What Lies Beneath the Bed?
Looking back, I understand my childhood fear regarding something lurking beneath my bed was unfounded, born of a hyperactive thought process fueled by watching old Bela Lugosi, Boris Karloff and Lon Chaney movies. I now know there was never any inherent danger. My bedroom was a safe sanctuary, not a horror hostel. At the time though, I was certain these fears were grounded in reality compounded by bad luck.
Why did I had the misfortune of a monster seeking shelter under my bed? Did it come with the home? If so, was that highlighted in the disclosure documents available from the listing agent? And wouldn’t this qualify as a deal-breaker for my parents when they heard about it while attending the open house?

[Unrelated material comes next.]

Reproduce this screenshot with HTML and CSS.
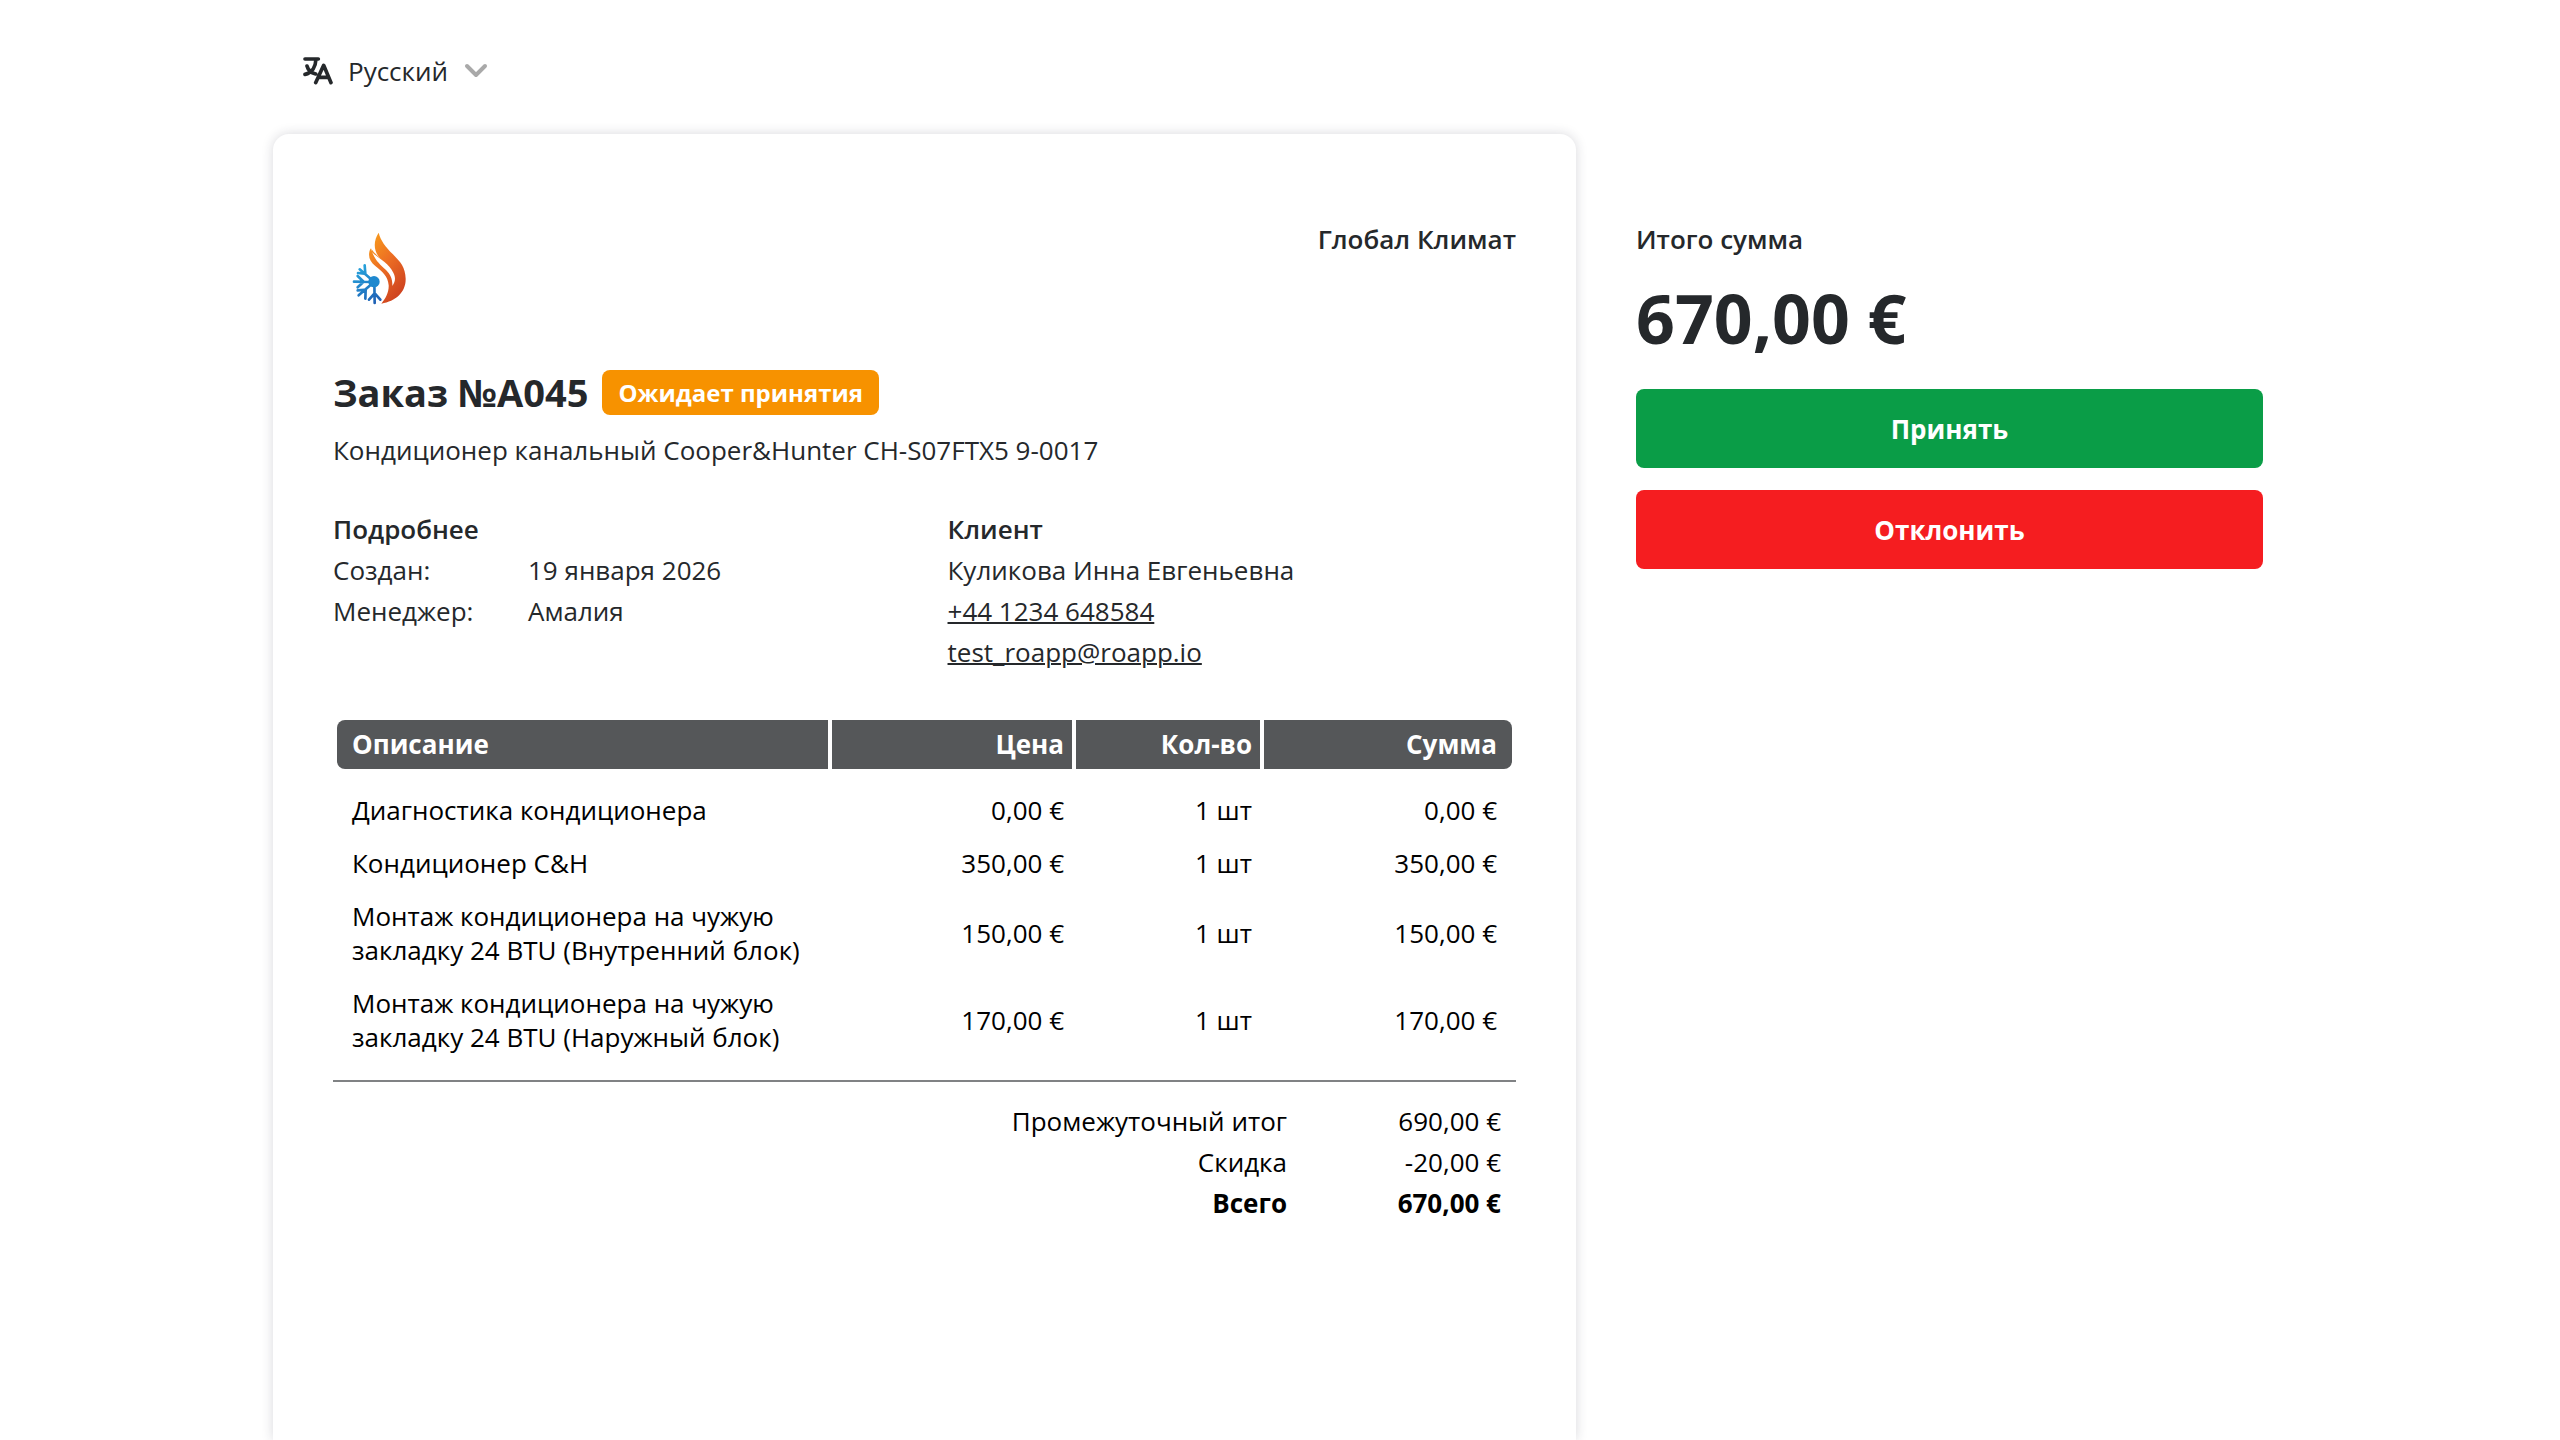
FILE: index.html
```html
<!DOCTYPE html>
<html lang="ru">
<head>
  <meta charset="UTF-8" />
  <meta name="viewport" content="width=device-width, initial-scale=1.0"/>
  <title>Заказ №A045</title>
  <link rel="stylesheet" href="styles.css">
</head>
<body>
  <div class="page">
    <header class="lang">
      <label for="lang" aria-label="Язык">
        <svg class="lang-icon" viewBox="0 0 90 84" fill="none" stroke="#25282b" stroke-width="11" stroke-linecap="round" stroke-linejoin="round">
          <path d="M6 6H46M39 6C38 28 28 48 6 52M12 27C15 38 25 48 38 51M38 77L62 25L84 77M46 61H77"/>
        </svg>
      </label>
      <select id="lang">
        <option>Русский</option>
      </select>
      <svg class="chevron" viewBox="0 0 24 16" fill="none" stroke="#a9a9a9" stroke-width="4" stroke-linecap="round" stroke-linejoin="round">
        <path d="M3 3L12 12L21 3"/>
      </svg>
    </header>

    <div class="layout">
      <main class="card">
        <div class="card-top">
          <svg class="logo" viewBox="66 66 165 219" role="img" aria-label="Глобал Климат">
            <defs>
              <linearGradient id="fire" x1="0" y1="0" x2="0.6" y2="1">
                <stop offset="0" stop-color="#f9a21b"/>
                <stop offset="0.5" stop-color="#ed6f23"/>
                <stop offset="1" stop-color="#cf4420"/>
              </linearGradient>
              <linearGradient id="ice" gradientUnits="userSpaceOnUse" x1="80" y1="170" x2="140" y2="280">
                <stop offset="0" stop-color="#27a5dd"/>
                <stop offset="1" stop-color="#1f5fb4"/>
              </linearGradient>
            </defs>
            <path fill="url(#fire)" d="M146 68C130 92 130 122 148 142C166 161 192 180 194 204C195 212 193 220 190 228C202 202 192 180 172 162C152 146 134 132 122 114C112 136 118 154 136 168C156 184 174 198 176 226C177 246 168 264 154 281C198 274 228 246 227 206C226 172 212 156 188 132C166 110 152 92 146 68Z"/>
            <path fill="#fff" d="M123 113C116 100 118 112 128 128C148 148 176 158 190 188C197 202 197 214 187 228C188 208 182 194 168 180C148 162 130 146 123 113Z"/>
            <g stroke="url(#ice)" stroke-width="8" stroke-linecap="round" fill="none">
              <path d="M132 215L89 178M104 166L106 191L84 189M132 216L72 215M83 198L101 215L83 232M132 216L86 256M83 241L107 239L106 266M133 216L134 279M117 269L134 250L151 269"/>
            </g>
            <circle cx="132" cy="215" r="17" fill="#1e88cf"/>
          </svg>
          <strong class="company">Глобал Климат</strong>
        </div>

        <div class="title">
          <h1>Заказ №A045</h1>
          <span class="badge">Ожидает принятия</span>
        </div>
        <p class="subject">Кондиционер канальный Cooper&amp;Hunter CH-S07FTX5 9-0017</p>

        <div class="info">
          <section>
            <h2>Подробнее</h2>
            <dl>
              <dt>Создан:</dt><dd>19 января 2026</dd>
              <dt>Менеджер:</dt><dd>Амалия</dd>
            </dl>
          </section>
          <section>
            <h2>Клиент</h2>
            <p>Куликова Инна Евгеньевна</p>
            <p><a href="tel:+441234648584">+44 1234 648584</a></p>
            <p><a href="mailto:test_roapp@roapp.io">test_roapp@roapp.io</a></p>
          </section>
        </div>

        <table class="items">
          <thead>
            <tr><th class="name">Описание</th><th class="price">Цена</th><th class="qty">Кол-во</th><th class="sum">Сумма</th></tr>
          </thead>
          <tbody>
            <tr class="spacer"></tr>
            <tr><td>Диагностика кондиционера</td><td>0,00 €</td><td>1 шт</td><td>0,00 €</td></tr>
            <tr><td>Кондиционер C&amp;H</td><td>350,00 €</td><td>1 шт</td><td>350,00 €</td></tr>
            <tr><td>Монтаж кондиционера на чужую закладку 24 BTU (Внутренний блок)</td><td>150,00 €</td><td>1 шт</td><td>150,00 €</td></tr>
            <tr><td>Монтаж кондиционера на чужую закладку 24 BTU (Наружный блок)</td><td>170,00 €</td><td>1 шт</td><td>170,00 €</td></tr>
          </tbody>
        </table>

        <table class="totals">
          <tr><th>Промежуточный итог</th><td>690,00 €</td></tr>
          <tr><th>Скидка</th><td>-20,00 €</td></tr>
          <tr class="grand"><th>Всего</th><td>670,00 €</td></tr>
        </table>
      </main>

      <aside class="side">
        <h2>Итого сумма</h2>
        <p class="amount">670,00 €</p>
        <button type="button" class="accept">Принять</button>
        <button type="button" class="decline">Отклонить</button>
      </aside>
    </div>
  </div>
</body>
</html>
```
FILE: styles.css
```css
* {
  box-sizing: border-box;
}
body {
  margin: 0;
  padding-right: 24px;
  background-color: #fff;
  color: #25282b;
  font-family: "Open Sans", "Noto Sans", sans-serif;
  font-size: 26px;
  line-height: 41px;
}
h1, h2, p, dl, dd {
  margin: 0;
}
h2 {
  font-size: 26px;
  font-weight: 600;
}
a {
  color: inherit;
  text-decoration-thickness: 2px;
}
.page {
  display: flex;
  flex-direction: column;
  max-width: 1990px;
  min-height: 100vh;
  margin: 0 auto;
}
.lang {
  display: flex;
  align-items: center;
  gap: 15px;
  height: 134px;
  padding: 8px 0 0 30px;
}
.lang label {
  display: flex;
}
.lang-icon {
  width: 30px;
  height: 28px;
}
.lang select {
  appearance: none;
  padding: 0;
  border: none;
  background: none;
  color: inherit;
  font: inherit;
}
.chevron {
  width: 24px;
  height: 16px;
}
.layout {
  display: grid;
  grid-template-columns: 1303fr 627fr;
  gap: 60px;
  flex: 1;
}
.card {
  padding: 85px 60px 60px;
  border-radius: 16px 16px 0 0;
  box-shadow: 0 0 12px rgba(40,40,60,0.18);
}
.card-top {
  display: flex;
  justify-content: space-between;
  align-items: flex-start;
  height: 145px;
}
.logo {
  width: 55px;
  height: 73px;
  margin: 13px 0 0 19px;
}
.company {
  font-weight: 600;
}
.title {
  display: flex;
  align-items: center;
  gap: 14px;
  height: 56px;
}
.title h1 {
  font-size: 38px;
  line-height: 56px;
}
.badge {
  padding: 0 16px;
  border-radius: 8px;
  background-color: #f79200;
  color: #fff;
  font-size: 24px;
  font-weight: bold;
  line-height: 45px;
}
.subject {
  margin: 10px 0 38px;
}
.info {
  display: grid;
  grid-template-columns: 614fr 568fr;
  margin-bottom: 43px;
}
.info dl {
  display: grid;
  grid-template-columns: 195px 1fr;
}
.items {
  width: 100%;
  border-spacing: 4px 4px;
  border-bottom: 2px solid #808284;
  padding-bottom: 15px;
  color: #000;
  line-height: 34px;
  text-align: right;
  table-layout: fixed;
}
.items th {
  padding: 7px 8px 8px;
  background-color: #555759;
  color: #fff;
  font-weight: bold;
}
.items td {
  padding: 8px 8px 7px;
}
.items th:first-child, .items td:first-child {
  padding-left: 15px;
  text-align: left;
}
.items th:last-child, .items td:last-child {
  padding-right: 15px;
}
.items th:first-child {
  border-radius: 8px 0 0 8px;
}
.items th:last-child {
  border-radius: 0 8px 8px 0;
}
.items .spacer {
  height: 8px;
}
.name {
  width: 491px;
}
.price {
  width: 240px;
}
.qty {
  width: 184px;
}
.totals {
  width: 100%;
  margin-top: 19px;
  border-collapse: collapse;
  color: #000;
  text-align: right;
}
.totals th {
  padding: 0;
  font-weight: normal;
}
.totals td {
  width: 229px;
  padding: 0 15px 0 0;
}
.totals .grand th, .totals .grand td {
  font-weight: bold;
}
.side {
  padding-top: 85px;
}
.amount {
  margin: 13px 0 26px;
  font-size: 68px;
  font-weight: bold;
  line-height: 90px;
}
.side button {
  display: block;
  width: 100%;
  height: 79px;
  margin-bottom: 22px;
  border: none;
  border-radius: 8px;
  color: #fff;
  font: bold 26px "Open Sans", "Noto Sans", sans-serif;
  cursor: pointer;
}
.accept {
  background-color: #0a9d47;
}
.decline {
  background-color: #f51d20;
}
```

Or is this punishment for some transgression I may allegedly have had? Thousands of kids in the world misbehaved more than I ever did, four of which were close acquaintances, yet I’m the one who has to fend off being mauled on a regular basis by a demon bidding its time among the accumulating dust bunnies? My displeasure with Brussel sprouts was well documented. But just because I got caught wrapping them in my napkin to covertly toss them in the trash so as not to have to eat them for dinner last year doesn’t mean I deserve being thrown to the proverbial werewolves now.
Granted, my folks comply with every bedtime plea to check below my boxspring, ensuring it is vacant. But the standard parental response of “There’s nothing there. It’s only your imagination running wild,” is not factual reassurance. I wouldn’t ask you to look if I hadn’t heard something nefarious giggling from beneath where I slumber. At best their findings were on par with “Because I said so” as a way to end a discussion without presenting any irrefutable evidence; a dismissive response with no logical foundation just to get me to go to sleep. At worst it was because my mother and father wanted me dead.
Because duh, of course you can’t see a monster once it deploys and subsequently hides behind a cloak of invisibility. I mean, come on people, that’s basic Monster Defense Strategies 101. If they took my concerns seriously, either parent would’ve grabbed the Mossberg and started spraying double-aught buckshot underneath my Serta so I could get a perfect sleep. But who am I to question those in charge. I’m only six. I’ll go it on my own and make do with the tools at my disposal.
In hindsight, the lack of rational thinking at that age reveals my immature naivete. How did I believe that remaining motionless while wrapped in my 250-thread count, Rocky and Bullwinkle sheet was the key to survival? How did I think a bed sheet pulled over my head was adequate camouflage for postponing a creature’s ambush? Such a futile tactic. If my opponent was shrewd enough to avoid detection from adult prying eyes, upon emerging it knows the first place to inspect would be that trembling mass on the bed. With one swipe, my defenses would have been breached.
And then there’s the closet creatures, who were on standby for when the bed monsters went on holiday. Being denizens of the darkness, through evolution they would have understood the fundamentals of turning off an overhead light. A pull chain has one movement with an immediate result when yanked. Even with razor-sharp claws, the CCs had the fine motor skills to turn off the illuminating ceiling light my dad left on for me moments prior so they could carry out their attack concealed by the shadows.
In the end, my parents were correct. There was nothing under my bed. Or in my closet. Or outside my window. Or in the attic, basement and garage. They humored my over-stimulated imagination concocting overblown anxiety. They let this be part of the learning process involving critical thinking and problem solving.
The mind never stops being a persuasive influence. It creates dire situations and then later reminds you, “There was never anything there. It was only me running wild.” No matter what stage of life you’re in, your brain can convince you to believe or not to believe. To conquer or concur. To live and learn.
Still, I can’t help but wonder though, will what I’m afraid of today seem baseless tomorrow? I’ll have to ask the thing that goes bump in the night. It knows all the answers.